ES Daily Plan | February 13, 2026
Market Context & Key Levels for the Day Ahead
— For new subscribers
The yellow levels highlighted at the bottom left of the chart are the primary intraday levels I focus on. To avoid impulsive decisions at poor trade locations, I follow a simple but effective rule: exercise caution when initiating trades outside of these yellow levels.
This means I’m cautious about chasing longs above the Final Upside Target (FUT) and shorts below the Final Downside Target (FDT).
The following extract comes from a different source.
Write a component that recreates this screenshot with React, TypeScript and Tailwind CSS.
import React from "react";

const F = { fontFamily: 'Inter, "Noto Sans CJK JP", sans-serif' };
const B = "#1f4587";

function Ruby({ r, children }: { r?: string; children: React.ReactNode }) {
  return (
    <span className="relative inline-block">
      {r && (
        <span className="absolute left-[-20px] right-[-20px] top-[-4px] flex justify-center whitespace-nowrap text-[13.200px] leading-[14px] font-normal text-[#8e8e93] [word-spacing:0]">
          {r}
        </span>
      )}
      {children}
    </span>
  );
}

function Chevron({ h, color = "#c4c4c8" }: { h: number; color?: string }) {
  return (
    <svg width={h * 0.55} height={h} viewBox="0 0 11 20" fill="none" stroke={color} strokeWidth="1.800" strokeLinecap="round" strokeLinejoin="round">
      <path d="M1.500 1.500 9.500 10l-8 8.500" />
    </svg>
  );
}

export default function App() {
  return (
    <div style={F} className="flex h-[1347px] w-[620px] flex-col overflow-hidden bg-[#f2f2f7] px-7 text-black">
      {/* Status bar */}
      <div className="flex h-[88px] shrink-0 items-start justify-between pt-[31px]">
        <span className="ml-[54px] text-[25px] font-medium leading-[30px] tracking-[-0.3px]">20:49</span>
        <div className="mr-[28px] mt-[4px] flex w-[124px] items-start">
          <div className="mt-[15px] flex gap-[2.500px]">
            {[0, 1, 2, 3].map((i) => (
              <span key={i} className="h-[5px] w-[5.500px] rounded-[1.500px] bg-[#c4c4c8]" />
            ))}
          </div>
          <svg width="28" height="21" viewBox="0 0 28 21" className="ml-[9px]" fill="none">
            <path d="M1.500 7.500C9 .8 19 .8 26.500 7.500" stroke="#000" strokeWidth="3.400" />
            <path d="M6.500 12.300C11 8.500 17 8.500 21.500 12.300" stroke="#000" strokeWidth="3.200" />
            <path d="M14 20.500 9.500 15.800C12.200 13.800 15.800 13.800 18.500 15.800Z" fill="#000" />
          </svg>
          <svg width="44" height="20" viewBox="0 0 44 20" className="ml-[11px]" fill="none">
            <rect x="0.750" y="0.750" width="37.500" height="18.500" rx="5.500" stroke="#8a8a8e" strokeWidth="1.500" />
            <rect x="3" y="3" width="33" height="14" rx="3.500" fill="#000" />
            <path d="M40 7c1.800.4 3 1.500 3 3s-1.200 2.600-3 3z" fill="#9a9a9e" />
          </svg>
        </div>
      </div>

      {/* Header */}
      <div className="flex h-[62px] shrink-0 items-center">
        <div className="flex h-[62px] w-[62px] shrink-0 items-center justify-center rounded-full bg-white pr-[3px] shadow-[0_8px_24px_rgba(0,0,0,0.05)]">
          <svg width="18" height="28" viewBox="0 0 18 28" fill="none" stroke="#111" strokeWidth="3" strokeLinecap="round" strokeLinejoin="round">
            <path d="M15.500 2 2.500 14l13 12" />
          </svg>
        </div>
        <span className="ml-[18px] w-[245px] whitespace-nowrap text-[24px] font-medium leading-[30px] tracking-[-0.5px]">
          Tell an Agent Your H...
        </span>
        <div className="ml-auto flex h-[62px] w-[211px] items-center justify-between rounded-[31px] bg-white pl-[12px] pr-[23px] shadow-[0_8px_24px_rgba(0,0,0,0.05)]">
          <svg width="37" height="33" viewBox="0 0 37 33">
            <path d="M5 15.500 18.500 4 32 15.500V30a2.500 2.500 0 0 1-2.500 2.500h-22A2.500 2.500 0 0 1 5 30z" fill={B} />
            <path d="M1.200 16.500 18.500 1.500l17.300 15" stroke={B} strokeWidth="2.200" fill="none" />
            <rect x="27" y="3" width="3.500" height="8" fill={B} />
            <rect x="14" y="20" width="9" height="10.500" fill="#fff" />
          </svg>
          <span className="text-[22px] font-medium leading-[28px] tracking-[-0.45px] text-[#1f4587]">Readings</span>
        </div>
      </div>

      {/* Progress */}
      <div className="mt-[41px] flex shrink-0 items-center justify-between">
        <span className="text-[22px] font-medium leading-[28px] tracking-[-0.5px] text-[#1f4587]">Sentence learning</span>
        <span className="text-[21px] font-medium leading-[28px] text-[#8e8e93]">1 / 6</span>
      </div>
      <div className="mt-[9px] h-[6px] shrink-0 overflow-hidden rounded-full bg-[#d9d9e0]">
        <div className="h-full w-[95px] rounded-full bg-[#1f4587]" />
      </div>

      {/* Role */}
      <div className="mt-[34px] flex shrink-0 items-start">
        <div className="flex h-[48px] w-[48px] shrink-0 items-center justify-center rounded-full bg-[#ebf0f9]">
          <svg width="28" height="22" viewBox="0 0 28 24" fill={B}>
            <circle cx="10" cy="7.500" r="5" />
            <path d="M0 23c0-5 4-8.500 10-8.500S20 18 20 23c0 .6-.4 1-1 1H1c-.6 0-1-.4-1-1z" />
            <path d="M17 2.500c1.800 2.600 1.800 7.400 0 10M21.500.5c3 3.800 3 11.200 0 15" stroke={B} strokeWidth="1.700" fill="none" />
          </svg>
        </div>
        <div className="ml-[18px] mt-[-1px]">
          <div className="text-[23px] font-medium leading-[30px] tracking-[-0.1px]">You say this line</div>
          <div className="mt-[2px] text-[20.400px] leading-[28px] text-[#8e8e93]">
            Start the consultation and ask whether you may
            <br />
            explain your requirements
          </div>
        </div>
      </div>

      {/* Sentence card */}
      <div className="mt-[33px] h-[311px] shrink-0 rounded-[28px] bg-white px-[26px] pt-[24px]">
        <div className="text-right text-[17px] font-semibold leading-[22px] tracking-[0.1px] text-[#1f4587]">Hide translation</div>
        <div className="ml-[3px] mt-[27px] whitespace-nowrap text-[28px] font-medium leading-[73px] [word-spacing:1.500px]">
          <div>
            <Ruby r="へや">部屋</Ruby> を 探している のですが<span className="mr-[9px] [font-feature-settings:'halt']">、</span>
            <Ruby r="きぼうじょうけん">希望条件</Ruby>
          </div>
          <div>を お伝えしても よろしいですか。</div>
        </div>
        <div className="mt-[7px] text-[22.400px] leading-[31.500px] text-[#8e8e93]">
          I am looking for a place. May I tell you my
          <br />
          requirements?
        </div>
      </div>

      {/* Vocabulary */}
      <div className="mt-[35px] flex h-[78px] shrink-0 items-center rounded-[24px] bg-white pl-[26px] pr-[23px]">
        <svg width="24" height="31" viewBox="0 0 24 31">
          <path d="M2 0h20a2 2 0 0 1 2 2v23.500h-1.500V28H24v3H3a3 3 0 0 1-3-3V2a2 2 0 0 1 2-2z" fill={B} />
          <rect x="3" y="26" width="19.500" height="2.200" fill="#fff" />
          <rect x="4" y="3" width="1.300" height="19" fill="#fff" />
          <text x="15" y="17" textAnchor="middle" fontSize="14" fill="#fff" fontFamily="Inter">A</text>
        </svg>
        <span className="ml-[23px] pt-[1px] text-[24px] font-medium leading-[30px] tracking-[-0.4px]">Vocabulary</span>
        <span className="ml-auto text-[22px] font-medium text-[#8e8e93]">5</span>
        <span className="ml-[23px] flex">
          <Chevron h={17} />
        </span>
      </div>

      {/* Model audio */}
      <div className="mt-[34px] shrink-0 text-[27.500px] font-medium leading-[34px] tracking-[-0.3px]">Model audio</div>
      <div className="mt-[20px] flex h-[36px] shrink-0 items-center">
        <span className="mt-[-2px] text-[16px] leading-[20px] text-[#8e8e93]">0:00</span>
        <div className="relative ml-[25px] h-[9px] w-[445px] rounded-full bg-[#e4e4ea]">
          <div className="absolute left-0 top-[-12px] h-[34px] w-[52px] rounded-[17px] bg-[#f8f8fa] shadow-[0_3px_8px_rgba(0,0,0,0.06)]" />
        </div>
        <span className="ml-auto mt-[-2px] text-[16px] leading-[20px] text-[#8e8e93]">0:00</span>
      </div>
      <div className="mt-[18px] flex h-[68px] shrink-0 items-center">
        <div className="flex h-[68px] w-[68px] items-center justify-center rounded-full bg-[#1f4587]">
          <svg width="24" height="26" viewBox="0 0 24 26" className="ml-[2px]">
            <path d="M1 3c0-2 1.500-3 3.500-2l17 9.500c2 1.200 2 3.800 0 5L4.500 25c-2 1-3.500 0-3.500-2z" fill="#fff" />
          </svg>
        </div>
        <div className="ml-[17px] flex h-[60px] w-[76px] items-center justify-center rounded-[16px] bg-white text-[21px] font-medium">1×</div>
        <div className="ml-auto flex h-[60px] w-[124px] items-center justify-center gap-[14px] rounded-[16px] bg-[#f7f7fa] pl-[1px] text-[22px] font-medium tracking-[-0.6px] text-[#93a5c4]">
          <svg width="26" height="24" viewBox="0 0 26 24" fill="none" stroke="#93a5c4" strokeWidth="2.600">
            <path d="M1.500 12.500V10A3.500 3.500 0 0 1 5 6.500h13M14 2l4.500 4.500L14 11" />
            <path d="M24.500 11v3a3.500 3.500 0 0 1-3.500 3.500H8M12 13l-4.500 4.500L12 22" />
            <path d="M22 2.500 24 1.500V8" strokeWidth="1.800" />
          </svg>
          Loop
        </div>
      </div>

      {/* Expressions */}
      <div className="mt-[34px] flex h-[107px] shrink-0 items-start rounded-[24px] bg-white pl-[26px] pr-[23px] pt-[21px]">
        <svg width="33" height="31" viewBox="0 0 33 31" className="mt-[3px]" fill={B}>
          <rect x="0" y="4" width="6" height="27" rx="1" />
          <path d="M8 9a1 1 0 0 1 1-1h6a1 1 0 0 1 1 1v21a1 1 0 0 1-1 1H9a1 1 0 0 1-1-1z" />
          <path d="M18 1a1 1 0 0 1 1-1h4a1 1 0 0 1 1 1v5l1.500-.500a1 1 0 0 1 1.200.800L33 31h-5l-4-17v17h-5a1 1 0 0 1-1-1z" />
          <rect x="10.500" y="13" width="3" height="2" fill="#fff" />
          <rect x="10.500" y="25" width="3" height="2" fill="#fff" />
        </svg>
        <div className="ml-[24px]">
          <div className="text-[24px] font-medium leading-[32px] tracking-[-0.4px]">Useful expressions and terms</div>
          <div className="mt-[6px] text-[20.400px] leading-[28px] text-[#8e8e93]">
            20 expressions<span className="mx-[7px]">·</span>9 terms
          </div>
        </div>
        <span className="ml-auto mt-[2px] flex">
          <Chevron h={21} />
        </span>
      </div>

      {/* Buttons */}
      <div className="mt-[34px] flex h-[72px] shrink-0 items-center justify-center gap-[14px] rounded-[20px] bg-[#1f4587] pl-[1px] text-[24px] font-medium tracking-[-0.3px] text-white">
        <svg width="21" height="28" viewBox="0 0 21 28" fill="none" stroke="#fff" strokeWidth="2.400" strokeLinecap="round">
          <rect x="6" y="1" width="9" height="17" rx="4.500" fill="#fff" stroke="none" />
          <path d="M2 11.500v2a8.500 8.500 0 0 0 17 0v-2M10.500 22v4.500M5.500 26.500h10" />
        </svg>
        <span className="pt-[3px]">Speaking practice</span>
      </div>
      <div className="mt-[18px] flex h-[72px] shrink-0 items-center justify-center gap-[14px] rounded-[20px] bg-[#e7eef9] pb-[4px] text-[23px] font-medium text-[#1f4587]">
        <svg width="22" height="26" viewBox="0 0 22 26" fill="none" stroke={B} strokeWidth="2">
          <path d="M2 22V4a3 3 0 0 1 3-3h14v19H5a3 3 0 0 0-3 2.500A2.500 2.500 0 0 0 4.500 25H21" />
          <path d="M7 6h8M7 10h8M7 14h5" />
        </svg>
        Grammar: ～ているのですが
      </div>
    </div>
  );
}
It’s important to understand that not chasing does not imply initiating a trade in the opposite direction — discipline over impulse.
Be sure to review the Weekly Plan for a broader perspective, key levels, and market expectations for the week ahead.
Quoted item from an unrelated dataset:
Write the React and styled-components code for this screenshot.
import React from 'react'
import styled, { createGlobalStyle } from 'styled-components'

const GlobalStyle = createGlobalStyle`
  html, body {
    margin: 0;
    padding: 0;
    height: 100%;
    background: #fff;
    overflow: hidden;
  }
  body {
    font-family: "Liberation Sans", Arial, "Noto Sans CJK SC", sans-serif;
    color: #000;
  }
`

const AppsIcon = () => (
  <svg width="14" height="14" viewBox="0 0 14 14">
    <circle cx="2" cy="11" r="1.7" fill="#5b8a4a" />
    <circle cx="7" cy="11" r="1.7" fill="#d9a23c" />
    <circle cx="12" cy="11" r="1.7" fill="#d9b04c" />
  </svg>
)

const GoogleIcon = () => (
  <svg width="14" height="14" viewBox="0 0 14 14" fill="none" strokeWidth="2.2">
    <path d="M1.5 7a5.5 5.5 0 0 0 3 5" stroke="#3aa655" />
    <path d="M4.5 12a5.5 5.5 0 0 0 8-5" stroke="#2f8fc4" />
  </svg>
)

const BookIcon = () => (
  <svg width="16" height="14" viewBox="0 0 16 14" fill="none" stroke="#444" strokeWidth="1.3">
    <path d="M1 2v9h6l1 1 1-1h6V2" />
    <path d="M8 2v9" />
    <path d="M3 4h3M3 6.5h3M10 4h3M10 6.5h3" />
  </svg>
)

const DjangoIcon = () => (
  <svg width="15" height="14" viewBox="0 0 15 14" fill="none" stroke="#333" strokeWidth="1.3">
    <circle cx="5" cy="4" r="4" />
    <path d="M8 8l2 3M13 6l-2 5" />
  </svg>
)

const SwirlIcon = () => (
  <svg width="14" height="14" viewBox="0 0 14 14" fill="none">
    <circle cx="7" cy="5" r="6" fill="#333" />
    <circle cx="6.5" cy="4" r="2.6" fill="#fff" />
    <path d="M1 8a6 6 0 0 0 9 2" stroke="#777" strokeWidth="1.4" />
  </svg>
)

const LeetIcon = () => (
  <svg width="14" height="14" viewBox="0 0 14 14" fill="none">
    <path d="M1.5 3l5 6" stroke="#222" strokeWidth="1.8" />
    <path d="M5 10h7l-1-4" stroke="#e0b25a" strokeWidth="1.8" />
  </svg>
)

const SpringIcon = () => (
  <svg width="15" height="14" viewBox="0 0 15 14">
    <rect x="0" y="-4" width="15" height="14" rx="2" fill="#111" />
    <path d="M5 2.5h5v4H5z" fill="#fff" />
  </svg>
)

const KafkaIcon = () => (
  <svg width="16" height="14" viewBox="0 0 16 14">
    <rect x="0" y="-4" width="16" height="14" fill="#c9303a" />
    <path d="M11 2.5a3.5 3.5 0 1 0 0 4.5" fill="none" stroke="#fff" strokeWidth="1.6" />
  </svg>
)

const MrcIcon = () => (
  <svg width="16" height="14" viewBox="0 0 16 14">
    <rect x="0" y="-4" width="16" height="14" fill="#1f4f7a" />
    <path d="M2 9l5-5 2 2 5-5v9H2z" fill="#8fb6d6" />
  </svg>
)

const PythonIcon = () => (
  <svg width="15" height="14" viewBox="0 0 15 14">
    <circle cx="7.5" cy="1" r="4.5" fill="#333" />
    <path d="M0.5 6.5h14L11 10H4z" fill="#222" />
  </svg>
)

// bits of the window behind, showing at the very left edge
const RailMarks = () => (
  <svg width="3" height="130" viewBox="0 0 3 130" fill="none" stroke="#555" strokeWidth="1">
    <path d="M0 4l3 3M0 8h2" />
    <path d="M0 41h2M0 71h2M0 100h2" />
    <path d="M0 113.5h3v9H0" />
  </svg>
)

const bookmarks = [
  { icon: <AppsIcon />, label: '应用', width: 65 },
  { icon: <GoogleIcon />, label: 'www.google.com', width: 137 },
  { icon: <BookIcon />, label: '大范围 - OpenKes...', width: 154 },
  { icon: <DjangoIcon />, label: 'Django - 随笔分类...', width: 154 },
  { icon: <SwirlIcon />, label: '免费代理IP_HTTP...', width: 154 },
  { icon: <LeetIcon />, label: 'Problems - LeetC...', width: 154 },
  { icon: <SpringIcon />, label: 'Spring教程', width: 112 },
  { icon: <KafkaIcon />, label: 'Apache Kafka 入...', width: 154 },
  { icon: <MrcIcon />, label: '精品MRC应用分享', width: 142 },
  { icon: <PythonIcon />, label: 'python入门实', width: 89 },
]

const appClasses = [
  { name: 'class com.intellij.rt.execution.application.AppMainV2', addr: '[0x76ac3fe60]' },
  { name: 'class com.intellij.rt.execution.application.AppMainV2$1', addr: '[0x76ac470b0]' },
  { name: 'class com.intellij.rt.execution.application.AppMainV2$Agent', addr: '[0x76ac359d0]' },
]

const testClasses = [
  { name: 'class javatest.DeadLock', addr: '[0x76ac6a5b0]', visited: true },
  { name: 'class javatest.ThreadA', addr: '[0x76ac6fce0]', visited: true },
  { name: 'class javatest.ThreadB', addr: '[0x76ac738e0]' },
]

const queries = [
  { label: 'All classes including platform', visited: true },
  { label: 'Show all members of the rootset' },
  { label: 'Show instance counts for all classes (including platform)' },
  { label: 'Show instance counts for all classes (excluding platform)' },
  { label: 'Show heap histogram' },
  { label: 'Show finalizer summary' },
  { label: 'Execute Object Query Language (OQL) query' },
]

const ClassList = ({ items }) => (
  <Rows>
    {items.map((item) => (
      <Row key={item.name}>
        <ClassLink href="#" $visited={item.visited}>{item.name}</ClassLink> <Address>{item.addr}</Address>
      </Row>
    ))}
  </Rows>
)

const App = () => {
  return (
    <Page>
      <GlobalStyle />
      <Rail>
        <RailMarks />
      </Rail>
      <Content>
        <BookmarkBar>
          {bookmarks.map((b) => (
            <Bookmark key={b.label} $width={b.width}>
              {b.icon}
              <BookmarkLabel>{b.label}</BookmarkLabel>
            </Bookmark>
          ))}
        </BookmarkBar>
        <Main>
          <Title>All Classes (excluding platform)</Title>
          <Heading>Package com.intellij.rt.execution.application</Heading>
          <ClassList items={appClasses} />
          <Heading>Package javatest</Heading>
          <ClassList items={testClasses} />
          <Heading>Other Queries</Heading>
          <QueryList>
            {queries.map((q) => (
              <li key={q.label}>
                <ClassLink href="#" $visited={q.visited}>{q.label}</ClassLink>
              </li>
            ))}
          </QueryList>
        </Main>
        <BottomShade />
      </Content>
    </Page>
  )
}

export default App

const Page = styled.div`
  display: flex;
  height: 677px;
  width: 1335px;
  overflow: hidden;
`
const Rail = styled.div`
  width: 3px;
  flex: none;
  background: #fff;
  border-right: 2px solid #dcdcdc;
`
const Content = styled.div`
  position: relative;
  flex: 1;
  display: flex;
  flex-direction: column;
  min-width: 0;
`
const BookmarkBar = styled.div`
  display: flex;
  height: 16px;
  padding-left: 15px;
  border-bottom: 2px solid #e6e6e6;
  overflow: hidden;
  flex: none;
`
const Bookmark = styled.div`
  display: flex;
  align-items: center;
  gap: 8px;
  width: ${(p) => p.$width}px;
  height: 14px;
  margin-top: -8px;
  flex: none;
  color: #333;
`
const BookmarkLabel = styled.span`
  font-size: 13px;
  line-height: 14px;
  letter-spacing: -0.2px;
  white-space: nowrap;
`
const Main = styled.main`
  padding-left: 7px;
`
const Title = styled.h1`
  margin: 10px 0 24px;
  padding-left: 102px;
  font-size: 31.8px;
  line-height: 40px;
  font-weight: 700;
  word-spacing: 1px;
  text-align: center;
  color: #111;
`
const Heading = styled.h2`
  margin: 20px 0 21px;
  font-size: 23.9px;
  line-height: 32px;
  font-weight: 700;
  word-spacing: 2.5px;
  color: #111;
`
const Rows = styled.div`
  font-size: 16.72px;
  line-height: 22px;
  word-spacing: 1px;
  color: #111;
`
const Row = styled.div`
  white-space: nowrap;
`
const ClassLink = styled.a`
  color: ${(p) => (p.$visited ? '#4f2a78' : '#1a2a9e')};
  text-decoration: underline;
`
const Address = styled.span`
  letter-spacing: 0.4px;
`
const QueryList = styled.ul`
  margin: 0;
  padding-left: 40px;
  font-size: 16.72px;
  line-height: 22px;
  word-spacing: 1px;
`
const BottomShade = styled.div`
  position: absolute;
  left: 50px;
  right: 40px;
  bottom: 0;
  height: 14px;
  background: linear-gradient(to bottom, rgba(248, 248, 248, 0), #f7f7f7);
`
Contextual Analysis & Plan
The overnight session quickly reclaimed the Smashlevel at 6976, presenting solid scalping opportunities, particularly during the push higher ahead of the RTH open (see Figure 1). However, sellers were responsive within Wednesday’s excess high. The key for the RTH session was whether buyers could continue to defend 6976, having already done so on multiple occasions overnight.
The RTH session looked above the overnight high and failed, offering an excellent reversal from an order-flow perspective—absorption followed by selling aggression (see Figure 2). The Smashlevel at 6976 was breached and subsequently re-offered, quickly putting overnight participants in a tricky position. The B-period high tagged 6976 to the tick. Failure to defend 6976 led to an initial balance extension to the downside in the C-period, marking the start of a rather nasty liquidation break. To shift the short-term tone, sellers needed traction below 6944, as discussed, which they ultimately achieved after the auction temporarily stalled around the 6944 area. The final downside target at 6907 (FDT) was tagged and exceeded during the D-period, with the VIX already having breached its resistance level at 18.68. A VIX confirming weakness is, as always, not the time to play hero—something today’s session clearly illustrated as the market went on to drop another 65 handles. The auction is attempting a directional move away from both short-term (5D VPOC) and medium-term value (20D VPOC)—monitor for continuation or lack thereof.
A look-above-and-fail of the overnight high resulted in a nasty liquidation break today, forming a double-distribution trend day separated by two notable areas of single prints. The focus now is on how well sellers can maintain that initiative. Immediate attention is on the downward spike formed during the M-period.
The most bearish outcome would see the market holding below the spike base at 6860, keeping the imbalance phase intact. A less bearish scenario would involve value building within today’s main distribution, accepting the downside move. Reclaiming 6897 would signal weak sellers.
In terms of levels, the Smashlevel is 6860—the spike base. Holding below 6860 would target the daily NVPOC at 6822 (DT1). Acceptance below 6822 would signal weakness, targeting 6805 (DT2), with a final downside target at 6780 (FDT)—the Weekly Extreme Low—under sustained selling pressure.
On the flip side, reclaiming and holding above 6860 would shift focus to 6897 (UT1), with a final upside target at 6927 (FUT) under sustained buying pressure.
Levels of Interest
Going into tomorrow’s session, I’ll closely observe the behavior around 6860.
Break and hold above 6860 would target 6897 / 6927
Holding below 6860 would target 6822 / 6805 / 6780
Additionally, pay attention to the following VIX levels: 21.98 and 19.68. These levels can provide confirmation of strength or weakness.
Break and hold above 6927 with VIX below 19.68 would confirm strength.
Break and hold below 6780 with VIX above 21.98 would confirm weakness.
Overall, it's important to exercise caution when trading outside of the highlighted yellow levels. A non-cooperative VIX may suggest possible reversals i.e trade setups.